Task to complete
The listing below must be repeated word for word, with its images excluded.
◇ ◇ ◇
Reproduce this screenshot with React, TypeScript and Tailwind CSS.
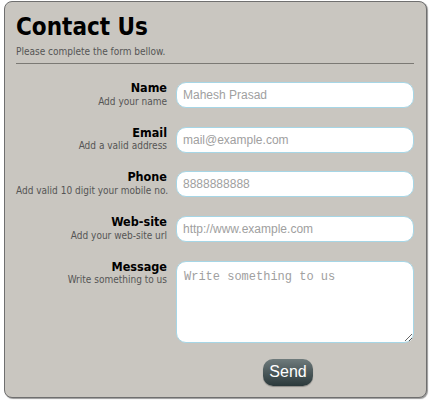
const fields = [
  { label: "Name", hint: "Add your name", placeholder: "Mahesh Prasad" },
  { label: "Email", hint: "Add a valid address", placeholder: "mail@example.com" },
  { label: "Phone", hint: "Add valid 10 digit your mobile no.", placeholder: "8888888888" },
  { label: "Web-site", hint: "Add your web-site url", placeholder: "http://www.example.com" },
];

function Label({ label, hint }: { label: string; hint: string }) {
  return (
    <div className="w-[151px] shrink-0 text-right leading-none whitespace-nowrap">
      <div className="text-[12.5px] font-bold text-black">{label}</div>
      <div className="mt-[2px] text-[10px] text-[#555]">{hint}</div>
    </div>
  );
}

export default function App() {
  return (
    <div className="w-[431px] h-[404px] bg-white pl-[4px] pt-[1px] font-['DejaVu_Sans_Condensed',Tahoma,sans-serif]">
      <div className="w-[423px] h-[397px] rounded-[8px] border border-[#6f6f6f] bg-[#c9c6c0] shadow-[1px_1px_1px_#999] px-[11px]">
        <h1 className="mt-[13px] text-[24px] font-bold leading-none text-black">Contact Us</h1>
        <p className="mt-[8px] text-[10px] text-[#555] leading-none">Please complete the form bellow.</p>
        <div className="mt-[6px] h-[1px] w-[398px] bg-[#7b7974]" />
        <div className="mt-[18px] flex flex-col gap-[18.7px]">
          {fields.map((f) => (
            <div key={f.label} className="flex gap-[9px]">
              <Label label={f.label} hint={f.hint} />
              <input
                placeholder={f.placeholder}
                className="h-[26px] w-[238px] rounded-[10px] border border-[#a6d6e6] bg-white px-[6px] text-[12px] font-['Liberation_Sans',Arial,sans-serif] placeholder:text-[#a0a0a0] outline-none"
              />
            </div>
          ))}
          <div className="flex gap-[9px]">
            <Label label="Message" hint="Write something to us" />
            <textarea
              placeholder="Write something to us"
              className="h-[82px] w-[238px] resize-y rounded-[10px] border border-[#a6d6e6] bg-white px-[7px] py-[8px] text-[12px] leading-[14px] font-['Liberation_Mono','Courier_New',monospace] placeholder:text-[#a0a0a0] outline-none"
            />
          </div>
        </div>
        <div className="mt-[16px] pl-[247px]">
          <button className="h-[27px] w-[50px] rounded-[10px] bg-gradient-to-b from-[#6f7b7c] to-[#2b393b] text-[16px] text-white font-['Liberation_Sans',Arial,sans-serif] shadow-[0_1px_1px_rgba(0,0,0,0.3)]">
            Send
          </button>
        </div>
      </div>
    </div>
  );
}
◇ ◇ ◇
Solution to this task
Reproduce this screenshot with React, TypeScript and Tailwind CSS.
const fields = [
  { label: "Name", hint: "Add your name", placeholder: "Mahesh Prasad" },
  { label: "Email", hint: "Add a valid address", placeholder: "mail@example.com" },
  { label: "Phone", hint: "Add valid 10 digit your mobile no.", placeholder: "8888888888" },
  { label: "Web-site", hint: "Add your web-site url", placeholder: "http://www.example.com" },
];

function Label({ label, hint }: { label: string; hint: string }) {
  return (
    <div className="w-[151px] shrink-0 text-right leading-none whitespace-nowrap">
      <div className="text-[12.5px] font-bold text-black">{label}</div>
      <div className="mt-[2px] text-[10px] text-[#555]">{hint}</div>
    </div>
  );
}

export default function App() {
  return (
    <div className="w-[431px] h-[404px] bg-white pl-[4px] pt-[1px] font-['DejaVu_Sans_Condensed',Tahoma,sans-serif]">
      <div className="w-[423px] h-[397px] rounded-[8px] border border-[#6f6f6f] bg-[#c9c6c0] shadow-[1px_1px_1px_#999] px-[11px]">
        <h1 className="mt-[13px] text-[24px] font-bold leading-none text-black">Contact Us</h1>
        <p className="mt-[8px] text-[10px] text-[#555] leading-none">Please complete the form bellow.</p>
        <div className="mt-[6px] h-[1px] w-[398px] bg-[#7b7974]" />
        <div className="mt-[18px] flex flex-col gap-[18.7px]">
          {fields.map((f) => (
            <div key={f.label} className="flex gap-[9px]">
              <Label label={f.label} hint={f.hint} />
              <input
                placeholder={f.placeholder}
                className="h-[26px] w-[238px] rounded-[10px] border border-[#a6d6e6] bg-white px-[6px] text-[12px] font-['Liberation_Sans',Arial,sans-serif] placeholder:text-[#a0a0a0] outline-none"
              />
            </div>
          ))}
          <div className="flex gap-[9px]">
            <Label label="Message" hint="Write something to us" />
            <textarea
              placeholder="Write something to us"
              className="h-[82px] w-[238px] resize-y rounded-[10px] border border-[#a6d6e6] bg-white px-[7px] py-[8px] text-[12px] leading-[14px] font-['Liberation_Mono','Courier_New',monospace] placeholder:text-[#a0a0a0] outline-none"
            />
          </div>
        </div>
        <div className="mt-[16px] pl-[247px]">
          <button className="h-[27px] w-[50px] rounded-[10px] bg-gradient-to-b from-[#6f7b7c] to-[#2b393b] text-[16px] text-white font-['Liberation_Sans',Arial,sans-serif] shadow-[0_1px_1px_rgba(0,0,0,0.3)]">
            Send
          </button>
        </div>
      </div>
    </div>
  );
}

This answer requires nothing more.